The average price of a house or apartment in the city’s most-expensive neighborhoods climbed 4.2 percent so far this year and interest among prospective buyers remains strong, the London-based broker said in a report today. Key reasons include the city’s reputation as a safe haven for investment and the value of the pound, Knight Frank said.
“Further weakening in sterling in the first half of the year helped to boost overseas interest and domestic demand has been aided by London’s economic recovery,” Knight Frank said.
Overseas investors are buying London properties to preserve wealth amid political and economic turmoil in their home markets, leading prices to rise more than brokers had expected. Knight Frank, along with Jones Lang LaSalle Inc. (JLL) and Savills Plc (SVS), last year forecast that prices would be little changed in 2013 after an 8.7 percent increase in 2012.

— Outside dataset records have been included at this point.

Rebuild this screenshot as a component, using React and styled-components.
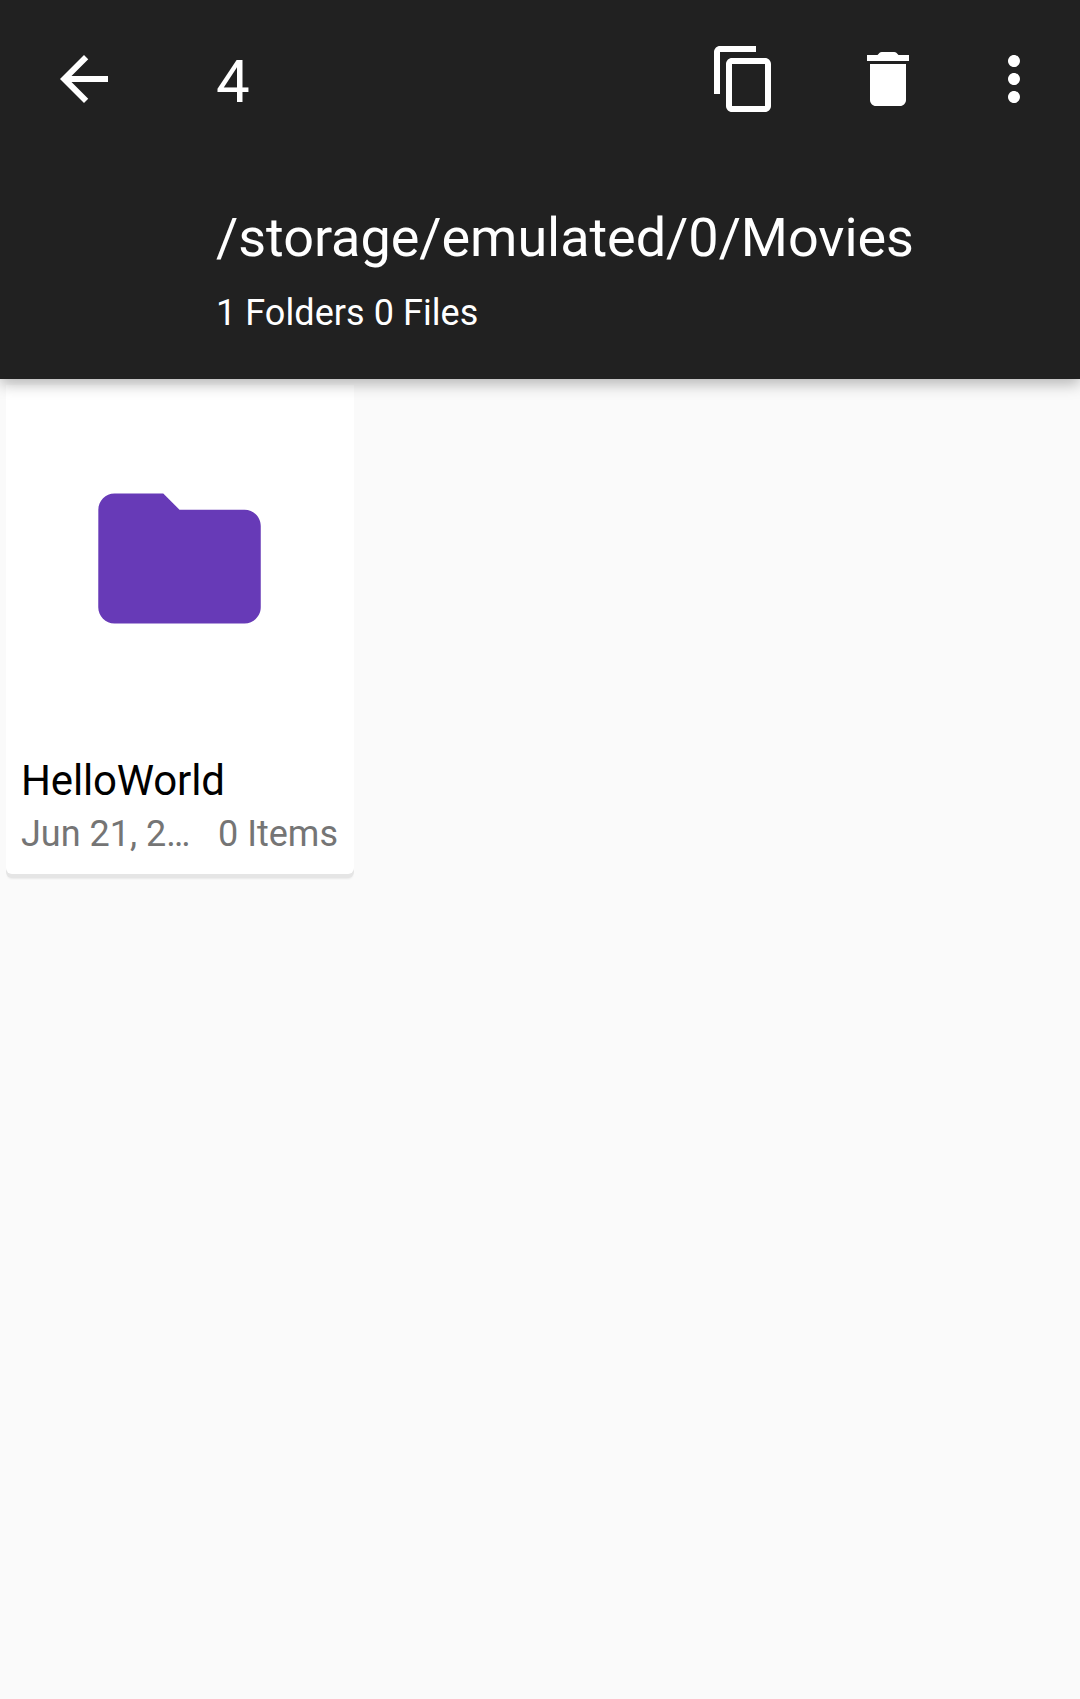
import React from "react";
import styled, { createGlobalStyle } from "styled-components";

const GlobalStyle = createGlobalStyle`
  *, *::before, *::after { box-sizing: border-box; }
  body {
    margin: 0;
    background: #fafafa;
    font-family: Roboto, "Noto Sans", sans-serif;
  }
`;

const Screen = styled.div`
  display: flex;
  flex-direction: column;
  min-height: 1699px;
  overflow: hidden;
  background: #fafafa;
`;

const Header = styled.header`
  position: relative;
  z-index: 1;
  height: 379px;
  background: #212121;
  color: #fff;
  box-shadow: 0 5px 14px rgba(0, 0, 0, 0.28);
`;

const Toolbar = styled.div`
  display: flex;
  align-items: center;
  height: 158px;
  padding: 0 30px 0 48px;
`;

const IconButton = styled.button`
  flex: none;
  width: 72px;
  height: 72px;
  margin: 0 0 0 ${(p) => p.$gap || 0}px;
  padding: 0;
  border: 0;
  background: none;
  color: inherit;
`;

const Glyph = styled.svg`
  display: block;
  width: ${(p) => p.$size}px;
  height: ${(p) => p.$size}px;
  fill: currentColor;
`;

const Count = styled.h1`
  flex: 1;
  margin: 6px 0 0 96px;
  font-size: 60px;
  line-height: 70px;
  font-weight: 400;
`;

const Location = styled.div`
  padding: 48px 48px 0 216px;
`;

const Path = styled.div`
  font-size: 54px;
  line-height: 63px;
  letter-spacing: -0.05px;
  white-space: nowrap;
`;

const Summary = styled.div`
  margin-top: 23px;
  font-size: 36px;
  line-height: 42px;
  letter-spacing: 0.06px;
`;

const Grid = styled.main`
  display: grid;
  grid-template-columns: repeat(3, 348px);
  gap: 12px;
  padding: 6px;
`;

const Card = styled.article`
  height: 489px;
  border-radius: 0 0 6px 6px;
  background: #fff;
  box-shadow: 0 4px 0 #e5e5e5, 0 6px 2px -1px rgba(0, 0, 0, 0.07);
`;

const Thumbnail = styled.div`
  display: flex;
  align-items: center;
  justify-content: center;
  height: 347px;
  padding-right: 1px;
  color: #673ab7;
`;

const Details = styled.div`
  padding: 24px 16px 0 15px;
`;

const Name = styled.div`
  font-size: 42px;
  line-height: 49px;
  letter-spacing: -0.16px;
  color: #000;
`;

const Meta = styled.div`
  display: flex;
  gap: 24px;
  margin-top: 8px;
  font-size: 36px;
  line-height: 42px;
  color: #757575;
`;

const DateText = styled.span`
  flex: 1;
  min-width: 0;
  overflow: hidden;
  text-overflow: ellipsis;
  white-space: nowrap;
`;

const Items = styled.span`
  flex: none;
`;

const shapes = {
  back: "M20 11H7.83l5.59-5.59L12 4l-8 8 8 8 1.41-1.41L7.83 13H20z",
  copy: "M16 1H4c-1.1 0-2 .9-2 2v14h2V3h12V1zm3 4H8c-1.1 0-2 .9-2 2v14c0 1.1.9 2 2 2h11c1.1 0 2-.9 2-2V7c0-1.1-.9-2-2-2zm0 16H8V7h11v14z",
  remove:
    "M6 19c0 1.1.9 2 2 2h8c1.1 0 2-.9 2-2V7H6zM19 4h-3.5l-.71-.71c-.18-.18-.44-.29-.7-.29H9.91c-.26 0-.52.11-.7.29L8.5 4H5v2h14z",
  more: "M12 8c1.1 0 2-.9 2-2s-.9-2-2-2-2 .9-2 2 .9 2 2 2zm0 2c-1.1 0-2 .9-2 2s.9 2 2 2 2-.9 2-2-.9-2-2-2zm0 6c-1.1 0-2 .9-2 2s.9 2 2 2 2-.9 2-2-.9-2-2-2z",
  folder:
    "M10 4H4c-1.1 0-1.99.9-1.99 2L2 18c0 1.1.9 2 2 2h16c1.1 0 2-.9 2-2V8c0-1.1-.9-2-2-2h-8z",
};

const Icon = ({ name, size = 72 }) => (
  <Glyph $size={size} viewBox="0 0 24 24" aria-hidden="true">
    <path d={shapes[name]} />
  </Glyph>
);

const Action = ({ name, label, gap }) => (
  <IconButton aria-label={label} $gap={gap}>
    <Icon name={name} />
  </IconButton>
);

const FolderCard = ({ name, date, items }) => (
  <Card>
    <Thumbnail>
      <Icon name="folder" size={195} />
    </Thumbnail>
    <Details>
      <Name>{name}</Name>
      <Meta>
        <DateText>{date}</DateText>
        <Items>{items}</Items>
      </Meta>
    </Details>
  </Card>
);

export default function App() {
  return (
    <Screen>
      <GlobalStyle />
      <Header>
        <Toolbar>
          <Action name="back" label="Back" />
          <Count>4</Count>
          <Action name="copy" label="Copy" />
          <Action name="remove" label="Delete" gap={72} />
          <Action name="more" label="More options" gap={54} />
        </Toolbar>
        <Location>
          <Path>/storage/emulated/0/Movies</Path>
          <Summary>1 Folders 0 Files</Summary>
        </Location>
      </Header>
      <Grid>
        <FolderCard name="HelloWorld" date="Jun 21, 2…" items="0 Items" />
      </Grid>
    </Screen>
  );
}
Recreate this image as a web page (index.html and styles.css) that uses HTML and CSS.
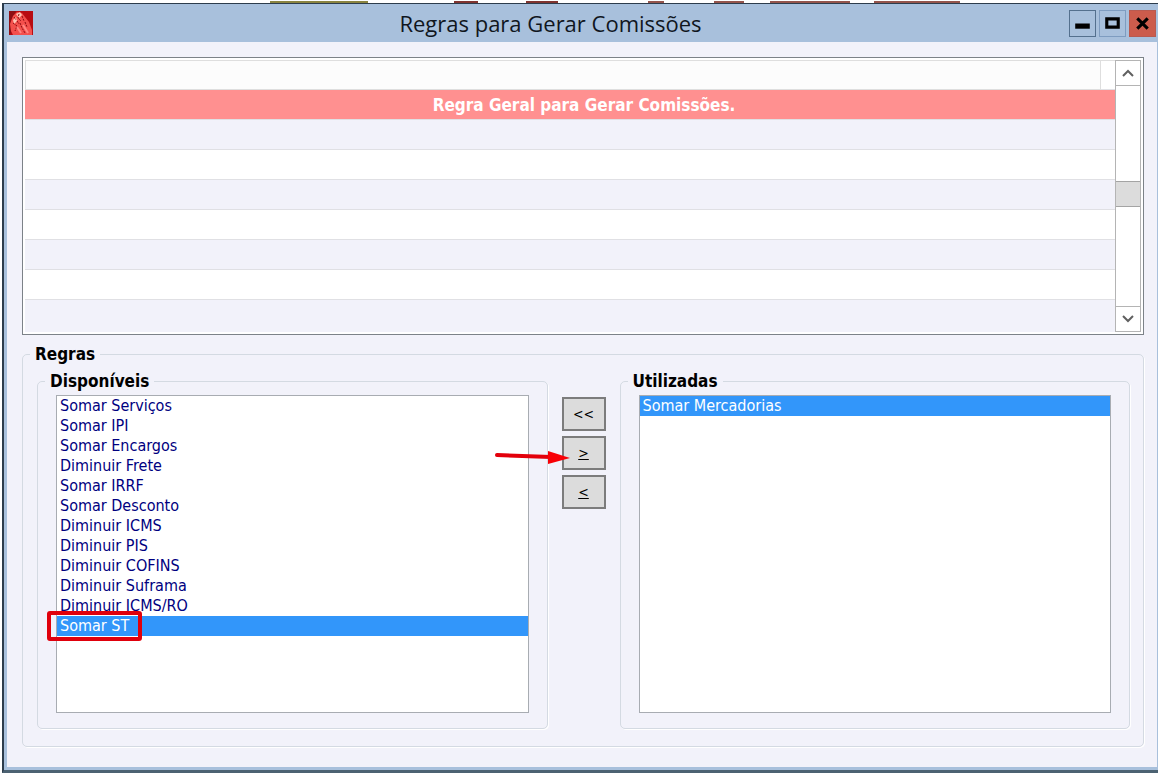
FILE: index.html
```html
<!DOCTYPE html>
<html lang="pt-BR">
<head>
    <meta charset="UTF-8">
    <meta name="viewport" content="width=device-width, initial-scale=1.0">
    <title>Regras para Gerar Comissões</title>
    <link rel="stylesheet" href="styles.css">
</head>
<body>
    <div class="window">
        <header class="titlebar">
            <svg class="app-icon" viewBox="0 0 24 24" aria-hidden="true">
                <rect width="24" height="24" fill="#b80c12"/>
                <path d="M0 0h7L2 9v13l-2 2z" fill="#8c1015"/>
                <path d="M1 13l3-8 4-4 5 1 3 4 4 5 3 8v5H4l-2-4z" fill="#f4504c"/>
                <path d="M7 3l4-2 2 3-3 3zM4 9l3-3 1 4-3 3z" fill="#ffc4b4"/>
                <path d="M5 6l2 3M10 3l-1 4 3 3M13 5l2 5M4 12l4 3-2 5M11 12l2 5 3 5M16 11l2 5M8 10l2 3" fill="none" stroke="#8a0a10" stroke-dasharray="2 1"/>
                <path d="M8 16l4 6M14 14l5 8" stroke="#ff8580" stroke-width="2"/>
            </svg>
            <h1>Regras para Gerar Comissões</h1>
            <div class="window-buttons">
                <button type="button" class="minimize" aria-label="Minimizar">
                    <svg viewBox="0 0 24 24"><path d="M5 12h14v5H5z"/></svg>
                </button>
                <button type="button" class="maximize" aria-label="Maximizar">
                    <svg viewBox="0 0 24 24"><path d="M5 6h14v11H5zM8 9v5h8V9z" fill-rule="evenodd"/></svg>
                </button>
                <button type="button" class="close" aria-label="Fechar">
                    <svg viewBox="0 0 24 24"><path d="M7 7l10 10M17 7L7 17" stroke="#000" stroke-width="3"/></svg>
                </button>
            </div>
        </header>
        <main class="content">
            <div class="grid-box">
                <table class="rules-table">
                    <thead>
                        <tr><th></th><td></td></tr>
                    </thead>
                    <tbody>
                        <tr class="selected"><td colspan="2">Regra Geral para Gerar Comissões.</td></tr>
                        <tr><td colspan="2"></td></tr>
                        <tr><td colspan="2"></td></tr>
                        <tr><td colspan="2"></td></tr>
                        <tr><td colspan="2"></td></tr>
                        <tr><td colspan="2"></td></tr>
                        <tr><td colspan="2"></td></tr>
                        <tr><td colspan="2"></td></tr>
                    </tbody>
                </table>
                <div class="scrollbar">
                    <button type="button" aria-label="Rolar para cima">
                        <svg viewBox="0 0 12 12"><path d="M1 9l5-5 5 5"/></svg>
                    </button>
                    <div class="track"><div class="thumb"></div></div>
                    <button type="button" aria-label="Rolar para baixo">
                        <svg viewBox="0 0 12 12"><path d="M1 3l5 5 5-5"/></svg>
                    </button>
                </div>
            </div>
            <fieldset class="rules">
                <legend>Regras</legend>
                <div class="columns">
                    <fieldset class="list-group">
                        <legend id="available-label">Disponíveis</legend>
                        <div class="list-wrap">
                            <select id="available" size="15" aria-labelledby="available-label">
                                <option>Somar Serviços</option>
                                <option>Somar IPI</option>
                                <option>Somar Encargos</option>
                                <option>Diminuir Frete</option>
                                <option>Somar IRRF</option>
                                <option>Somar Desconto</option>
                                <option>Diminuir ICMS</option>
                                <option>Diminuir PIS</option>
                                <option>Diminuir COFINS</option>
                                <option>Diminuir Suframa</option>
                                <option>Diminuir ICMS/RO</option>
                                <option selected>Somar ST</option>
                            </select>
                            <div class="mark"></div>
                        </div>
                    </fieldset>
                    <div class="move-buttons">
                        <button type="button" id="remove-all">&lt;&lt;</button>
                        <button type="button" id="add"><u>&gt;</u></button>
                        <button type="button" id="remove"><u>&lt;</u></button>
                        <svg class="arrow" viewBox="0 0 76 16" aria-hidden="true">
                            <path d="M3 5l54 2" stroke="#e3000b" stroke-width="4" stroke-linecap="round"/>
                            <path d="M54 1l22 7-22 6z" fill="#f80006"/>
                        </svg>
                    </div>
                    <fieldset class="list-group">
                        <legend id="used-label">Utilizadas</legend>
                        <div class="list-wrap">
                            <select id="used" size="15" aria-labelledby="used-label">
                                <option selected>Somar Mercadorias</option>
                            </select>
                        </div>
                    </fieldset>
                </div>
            </fieldset>
        </main>
    </div>
</body>
</html>
```
FILE: styles.css
```css
* {
    box-sizing: border-box;
}
body {
    margin: 0;
    padding: 3px 0 0 2px;
    min-height: 100vh;
    display: flex;
    font-family: 'DejaVu Sans Condensed', 'DejaVu Sans', sans-serif;
    font-size: 16px;
    color: #000;
    background:
        linear-gradient(#8a8440, #8a8440) 270px 1px / 98px 2px no-repeat,
        linear-gradient(#803430, #803430) 454px 1px / 24px 2px no-repeat,
        linear-gradient(#803430, #803430) 526px 1px / 32px 2px no-repeat,
        linear-gradient(#94544c, #94544c) 648px 1px / 16px 2px no-repeat,
        linear-gradient(#94544c, #94544c) 714px 1px / 30px 2px no-repeat,
        linear-gradient(#94544c, #94544c) 770px 1px / 80px 2px no-repeat,
        linear-gradient(#94544c, #94544c) 874px 1px / 86px 2px no-repeat,
        #fff;
}
.window {
    flex: 1;
    display: flex;
    flex-direction: column;
    background: #a8c0dc;
    border: 1px solid #2c3c4c;
    border-width: 1px 0 3px 2px;
    border-bottom-color: #4c6272;
}
.titlebar {
    display: grid;
    grid-template-columns: 1fr auto 1fr;
    align-items: center;
    height: 38px;
    padding: 0 2px 0 5px;
}
.titlebar h1 {
    margin: 0 64px 0 0;
    font-family: 'Open Sans', sans-serif;
    font-size: 22px;
    font-weight: normal;
    color: #10161e;
}
.app-icon {
    width: 24px;
    height: 24px;
}
.window-buttons {
    display: flex;
    justify-content: flex-end;
    gap: 3px;
}
.window-buttons button {
    width: 27px;
    height: 27px;
    padding: 0;
    border: 1px solid #7e9cc0;
    background: #a8c0dc;
}
.window-buttons .minimize {
    border-color: #54708e;
}
.window-buttons .close {
    background: #cc5c4c;
    border-color: #b85a50;
}
.window-buttons svg {
    display: block;
    width: 100%;
    height: 100%;
}
.content {
    flex: 1;
    display: flex;
    flex-direction: column;
    margin: 0 1px 3px 3px;
    padding: 15px 13px 20px 15px;
    background: #f2f2fa;
}
.grid-box {
    display: flex;
    padding: 2px;
    border: 1px solid #7c8288;
    background: #fff;
}
.rules-table {
    flex: 1;
    border-collapse: separate;
    border-spacing: 0;
}
.rules-table th, .rules-table td {
    height: 30px;
    padding: 0;
    border-bottom: 1px solid #e0e0e4;
}
.rules-table th {
    border: 1px solid #dedede;
    background: #fcfcfc;
}
.rules-table thead td {
    width: 14px;
    border-top: 1px solid #dedede;
}
.rules-table tbody tr:nth-child(even) {
    background: #f2f2fa;
}
.rules-table .selected td {
    padding-left: 28px;
    background: #ff9090;
    color: #fff;
    font-size: 17px;
    line-height: 20px;
    font-weight: bold;
    text-align: center;
}
.rules-table tbody tr:last-child td {
    height: 32px;
    border-bottom: none;
}
.scrollbar {
    display: flex;
    flex-direction: column;
    width: 26px;
    border: 1px solid #b4b4b4;
}
.scrollbar button {
    height: 24px;
    padding: 0;
    border: none;
    background: #fff;
}
.scrollbar svg {
    display: block;
    width: 12px;
    height: 12px;
    margin: 0 auto;
    fill: none;
    stroke: #606060;
    stroke-width: 2;
}
.track {
    flex: 1;
    padding-top: 95px;
    border: 1px solid #b4b4b4;
    border-width: 1px 0;
}
.thumb {
    height: 26px;
    background: #dcdcdc;
    border: 1px solid #a4a4a4;
    border-width: 1px 0;
}
fieldset {
    min-width: 0;
    margin: 0;
    padding: 0;
    border: 1px solid #d4dae2;
    border-radius: 5px;
    box-shadow: 1px 1px 0 #fff;
}
legend {
    padding: 0 5px;
    font-size: 17px;
    line-height: 20px;
    font-weight: bold;
    background: #f2f2fa;
}
.rules {
    flex: 1;
    display: flex;
    flex-direction: column;
    margin-top: 9px;
    padding: 7px 13px 17px 14px;
}
.rules > legend {
    margin-left: -7px;
}
.columns {
    flex: 1;
    display: flex;
    height: 100%;
}
.list-group {
    flex: 1;
    display: flex;
    flex-direction: column;
    padding: 4px 18px 15px;
}
.list-group > legend {
    margin-left: -11px;
}
.list-wrap {
    flex: 1;
    display: flex;
    position: relative;
    height: 100%;
}
.list-wrap select {
    flex: 1;
    min-width: 0;
    height: 100%;
    padding: 0;
    border: 1px solid #a8acb2;
    border-radius: 0;
    outline: none;
    appearance: none;
    overflow: hidden;
    background: #fff;
    font: inherit;
    color: #000080;
}
.list-wrap option {
    height: 20px;
    min-height: 20px;
    padding: 0 3px;
}
.list-wrap option:checked {
    color: #fff;
    background: #3296fa;
}
.mark {
    position: absolute;
    top: 216px;
    left: -9px;
    width: 95px;
    height: 30px;
    border: 4px solid #e0000c;
    border-radius: 3px;
}
.move-buttons {
    position: relative;
    display: flex;
    flex-direction: column;
    gap: 5px;
    padding: 26px 14px 0;
}
.move-buttons button {
    width: 44px;
    height: 34px;
    padding: 0;
    border: 2px solid #7c7c7c;
    background: #dcdcdc;
    font-family: inherit;
    font-size: 14px;
}
.arrow {
    position: absolute;
    top: 79px;
    right: 50px;
    width: 76px;
    height: 16px;
}
```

Knight Frank as recently as last month said it expected little change in luxury London home values for the whole of this year. Values rose in May by the smallest annual amount since December 2009 on a drop in the affluent Knightsbridge area, the broker said last month.
The average value of luxury homes in central London surpassed 2 million pounds ($3 million) for the first time in the second quarter as more purchasers competed for a smaller number of properties on the market, broker Marsh & Parsons Ltd. said last week.
The strongest increase in prices has been for homes below 1 million pounds, and the biggest gains in June were in the neighborhoods of Islington, Marylebone and the South Bank. Property prices in prime central London locations are now almost 60 percent above their low during the financial crisis in March 2009, Knight Frank said. (Bloomberg)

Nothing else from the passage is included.